En
todo lo que está sucediendo en Cataluña, que es muy grave, es difícil entender
la actitud de las izquierdas, que parecen confundidas, obnubiladas,
desbordadas. Unas, que no se han opuesto con suficiente contundencia al
discurso nacionalista, dudan; otras parecen seducidas por el relato victimista
del pueblo oprimido, sin ver más lejos;
otras oscilan continuamente entre unas posiciones y otras y unas terceras están
entregadas al proceso de fundar una república, aunque guarden reservas sobre el
contenido final de ese proyecto.
Unas
y otras no parecen haber valorado con suficiente claridad las tendencias contradictorias
que internamente animan el movimiento secesionista, que, a la hora de ponerse
en práctica, otra cosa son los discursos, parecen muy difíciles de combinar.
Por
un lado, existe una tendencia contemporánea, actualísima, propia de las
sociedades urbanas, desarrolladas y competitivas, impelidas por la lógica de un
mercado global y dinámico, como es la general falta de solidaridad instalada
como principio universal. En este caso, de las regiones ricas hacia las que no
lo son o lo son menos, tan característica del neoliberalismo imperante, que
impone el egocentrismo como norma de conducta personal, social, económica y
política. Tendencia que responde a los intereses del capital que, en aras de
aumentar el beneficio, acepta la lógica de la competencia y del mercado con las
mínimas restricciones y, de ser posible, con ninguna.
Así,
una parte del independentismo, bajo los conocidos lemas del patriotismo más
ingenuo y desinteresado (somos una nación, queremos decidir, etc, etc), esconde
la divisa del individualismo, la competencia y mercado libre, creyendo que
Cataluña, sin el lastre de las regiones pobres de España, sería un país como
Dinamarca, que estaría en mejores condiciones para poder competir en el mercado
internacional.
Podría
decirse que esta es la tendencia pragmática del nacionalismo.
Por
otro lado, se encuentra la tendencia opuesta: la intención de restaurar los
lazos sociales que neutralicen la insolidaria tendencia anterior, promoviendo
una nueva comunidad de aspiraciones e intereses, que supere las diferencias
internas de la sociedad catalana luchando colectivamente por llevar adelante un
proyecto común.

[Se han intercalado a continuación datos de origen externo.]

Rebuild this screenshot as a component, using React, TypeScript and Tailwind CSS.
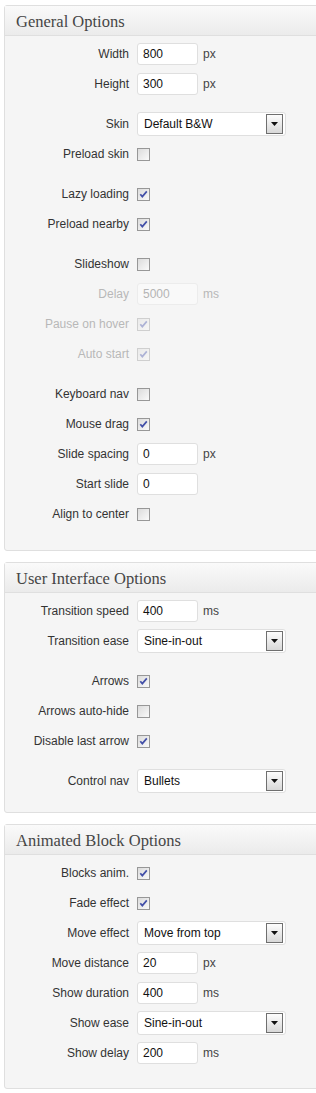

Intento que, según el discurso nacionalista, está lastrado por
España. Pero se trata de construir el futuro mirando al pasado, a la tradición,
a una Cataluña arcaica, foral, preindustrial o instalada en la pequeña
producción, en el comercio local y en el proteccionismo económico.
Esta
sería la tendencia utópica. Si la primera tendencia está inspirada en el
moderno neoliberalismo, la segunda encuentra su inspiración remota en la
Cataluña rural y clerical y en el carlismo.
Modestamente,
creo que si la izquierda (o las izquierdas) pretende sobrevivir a este momento
de crisis, debería recuperar su autonomía respecto a la derecha, a la derecha
nacional, centralista, españolista, y respecto a las derechas locales,
regionales, nacionalistas, que no son menos derechas; olvidarse de la
disgregación del Estado y de su conquista por parcelas, nefasta consecuencia de
su dogmatismo e inviable empresa hasta ahora, y plantearse su conquista o en su
defecto la reforma del Estado en beneficio de las clases subalternas.
Y, en tanto llega ese día, que
por ahora no se atisba en el horizonte, plantearse, como tarea ineludible,
disputar la hegemonía a las derechas para alcanzar la mayoría social suficiente
con la que poder neutralizar sus rancios proyectos, centrales y periféricos.